По словам Нащокина, Гоголь никогда не был близким человеком к Пушкину. Пушкин, радостно и приветливо встречавший всякое молодое дарование, принимал к себе Гоголя, оказывал ему покровительство, заботился о внимании к нему публики, хлопотал лично о постановке на сцену «Ревизора», одним словом,
Отношения <царя>[458] к жене Пушкина. Сам Пушкин говорил Нащокину, что <царь>, как офицеришка, ухаживает за его женою; нарочно по утрам по нескольку раз проезжает мимо ее окон, а ввечеру, на балах, спрашивает, отчего у нее всегда шторы опущены. — Сам Пушкин сообщал Нащокину свою совершенную уверенность в чистом поведении Натальи Николаевны. <…>
У Пушкина был дальний родственник, некто Оболенский, человек без правил, но не без ума. Он постоянно вел игру. Раз Пушкин в Петербурге (жил тогда на Черной речке; дочери его Марье тогда было не больше двух лет) не имел вовсе денег; он пешком пришел к Оболенскому просить взаймы. Он застал его за игрою в банк. Оболенский предлагает ему играть. Не имея денег, Пушкин отказывается, но принимает вызов Оболенского играть пополам. По окончании игры Оболенский остался в выигрыше большом и по уходе проигравшего, отсчитывая Пушкину следующую ему часть, сказал: «Каково! Ты не заметил, ведь я играл наверное!» Как ни нужны были Пушкину деньги, но, услышав это, он, как сам выразился, до того пришел вне себя, что едва дошел до двери и поспешил домой. <…>
«Пиковую даму» Пушкин сам читал Нащокину и рассказывал ему, что главная завязка повести не вымышлена. Старуха графиня — это Наталья Петровна Голицына, мать Дмитрия Владимировича, московского генерал-губернатора, действительно жившая в Париже в том роде, как описал Пушкин. Внук ее, Голицын, рассказывал Пушкину, что раз он проигрался и пришел к бабке просить денег. Денег она ему не дала, а сказала три карты, назначенные ей в Париже С.-Жерменем. «Попробуй», — сказала бабушка. Внучек поставил карты и отыгрался. Дальнейшее развитие повести все вымышлено. Нащокин заметил Пушкину, что графиня не похожа на Голицыну, но что в ней больше сходства с Натальей Кирилловной Загряжскою, другою старухою. Пушкин согласился с этим замечанием и отвечал, что ему легче было изобразить Загряжскую, чем Голицыну, у которой характер и привычки были сложнее[459].

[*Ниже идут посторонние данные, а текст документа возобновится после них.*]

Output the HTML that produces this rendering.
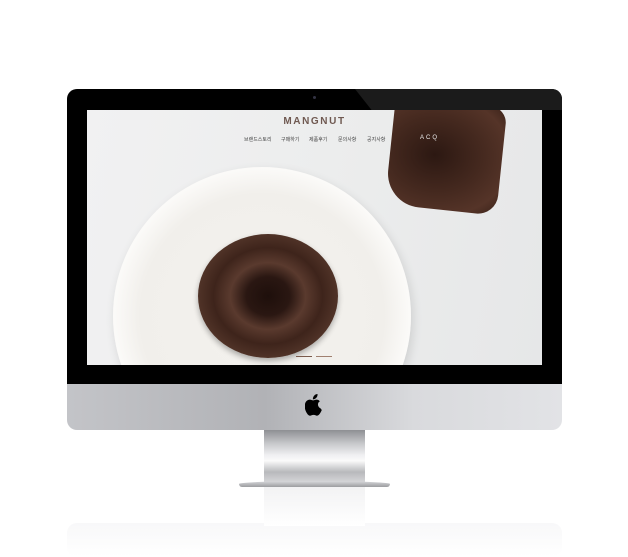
<!DOCTYPE html>
<html><head><meta charset="utf-8"><style>
html,body{margin:0;padding:0;background:#fff;width:628px;height:557px;overflow:hidden;position:relative;font-family:"Liberation Sans","Noto Sans CJK KR",sans-serif}
div{position:absolute;box-sizing:border-box}
.n{top:26px;font-size:5px;color:#444;white-space:nowrap}
</style></head><body>
<div style="left:67px;top:523px;width:495px;height:34px;border-radius:10px;background:linear-gradient(#f8f8f9,#fff)"></div>
<div style="left:264px;top:486px;width:101px;height:40px;background:linear-gradient(#f2f2f3,#fff)"></div>
<div style="left:264px;top:430px;width:101px;height:56px;background:linear-gradient(#8e8f93 0%,#c9cacd 25%,#f0f0f2 45%,#fafafa 55%,#b8b9bc 75%,#e0e0e2 100%)"></div>
<div style="left:239px;top:481px;width:151px;height:6px;border-radius:50% 50% 3px 3px;background:linear-gradient(#d8d9dc,#9c9da0)"></div>
<div style="left:67px;top:89px;width:495px;height:341px;border-radius:10px;background:linear-gradient(90deg,#c3c4c8,#b1b2b6 40%,#d9dadd 70%,#e2e3e6)"></div>
<div style="left:67px;top:89px;width:495px;height:295px;border-radius:10px 10px 0 0;background:#000"></div>
<div style="left:355px;top:89px;width:207px;height:21px;border-radius:0 10px 0 0;background:#1b1b1b;clip-path:polygon(0 0,100% 0,100% 100%,8% 100%)"></div>
<div style="left:313px;top:96px;width:3px;height:3px;border-radius:50%;background:#334"></div>
<div style="left:87px;top:110px;width:455px;height:255px;overflow:hidden;background:linear-gradient(100deg,#f1f1f2,#eceded 50%,#e6e7e8)">
  <div style="left:26px;top:57px;width:298px;height:298px;border-radius:50%;background:radial-gradient(circle at 50% 50%,#f4f2ee 0%,#f1efeb 58%,#fbfaf8 70%,#ecebe8 100%);box-shadow:2px 4px 10px rgba(0,0,0,.12)"></div>
  <div style="left:111px;top:124px;width:140px;height:124px;border-radius:50%;background:radial-gradient(ellipse at 50% 50%,#1e0f0b 0%,#2a1712 22%,#5a3a2e 38%,#3e241b 55%,#55372b 75%,#33201a 100%);box-shadow:0 3px 6px rgba(0,0,0,.3)"></div>
  <div style="left:303px;top:-8px;width:112px;height:108px;border-radius:12px 16px 20px 34px;transform:rotate(6deg);background:radial-gradient(ellipse at 40% 50%,#2c1812,#45291f 50%,#553428 80%,#3a2219)"></div>
  <div style="left:0;top:6px;width:455px;text-align:center;font-size:10px;letter-spacing:1.6px;color:#6f5951;font-weight:bold">MANGNUT</div>
  <div class="n" style="left:157px">브랜드스토리</div>
  <div class="n" style="left:194px">구매하기</div>
  <div class="n" style="left:222px">제품후기</div>
  <div class="n" style="left:251px">문의사항</div>
  <div class="n" style="left:280px">공지사항</div>
  <div style="left:333px;top:25px;font-size:6px;color:#eee;letter-spacing:2px">ACQ</div>
  <div style="left:209px;top:246px;width:16px;height:1px;background:#7a5a4c"></div>
  <div style="left:229px;top:246px;width:16px;height:1px;background:#a08070"></div>
</div>
<svg style="position:absolute;left:305px;top:394px" width="19" height="22" viewBox="0 0 19 22"><path d="M12.5 0c.2 1.5-.4 3-1.3 3.9-.9 1-2.2 1.6-3.3 1.5-.2-1.4.5-2.9 1.3-3.8.9-1 2.3-1.6 3.3-1.6zM16.8 16c-.5 1.1-.7 1.6-1.3 2.6-.9 1.4-2.1 3.1-3.6 3.1-1.3 0-1.7-.9-3.4-.8-1.7 0-2.1.8-3.4.8-1.5 0-2.7-1.6-3.5-3C-.8 14.9-.9 9.9 1.2 7.4 2.2 6.3 3.5 5.6 4.8 5.6c1.4 0 2.2.8 3.4.8 1.1 0 1.8-.8 3.4-.8 1.2 0 2.4.6 3.3 1.7-2.9 1.6-2.4 5.7.5 7z" fill="#000"/></svg>
</body></html>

В сентябре 1852 года я пробыл двое суток в Москве и два раза навещал Нащокина. Как ни жалуется он на ослабление памяти, на трудность припоминать и обращаться к драгоценным связям своим с Пушкиным, что всегда его расстроивает, однако и этот раз кое-что удалось узнать. Нащокин повторяет, что покойник был не только образованнейший, но и начитанный человек. Так, он очень хорошо помнит, как он почти постоянно держал при себе в карманах одну или две книги и в свободное время, затихнет ли разговор, разойдется ли общество, после обеда — принимался за чтение. Читая Шекспира, он пленился его драмой «Мера за меру», хотел сперва перевести ее, но оставил это намерение, не надеясь, чтобы наши актеры, которыми он не был вообще доволен, умели разыграть ее. Вместо перевода, подобно своему «Фаусту», он передал Шекспирово создание в своем «Анджело». Он именно говорил Нащокину: «Наши критики не обратили внимания на эту пьесу и думают, что это одно из слабых моих сочинений, тогда как ничего лучше я не написал».
Стихи к пастырю церкви действительно написаны были к Филарету. Нащокин полагал, не к Державину ли, обер-священнику, с которым, он помнит, Пушкин был в каких-то сношениях; но в 1831 году Державина уже не было в живых. Шевырев разрешил мое недоумение. Он спрашивал о том у самого высокопреосвященного, который подтвердил дело и ласково улыбнулся, когда Шевырев ему стал говорить о том[460].
Поэта Державина Пушкин не любил как человека, точно так, как он не уважал нравственных достоинств в Крылове. Пушкин рассказывал, что знаменитый лирик в пугачевщину сподличал, струсил и предал на жертву одного коменданта крепости, изображенного в «Капитанской дочке» под именем Миронова. Разумеется, он ставил высоко талант Державина и, как помнит Павел Войнович, восхищался особенно его «Вельможею»[461].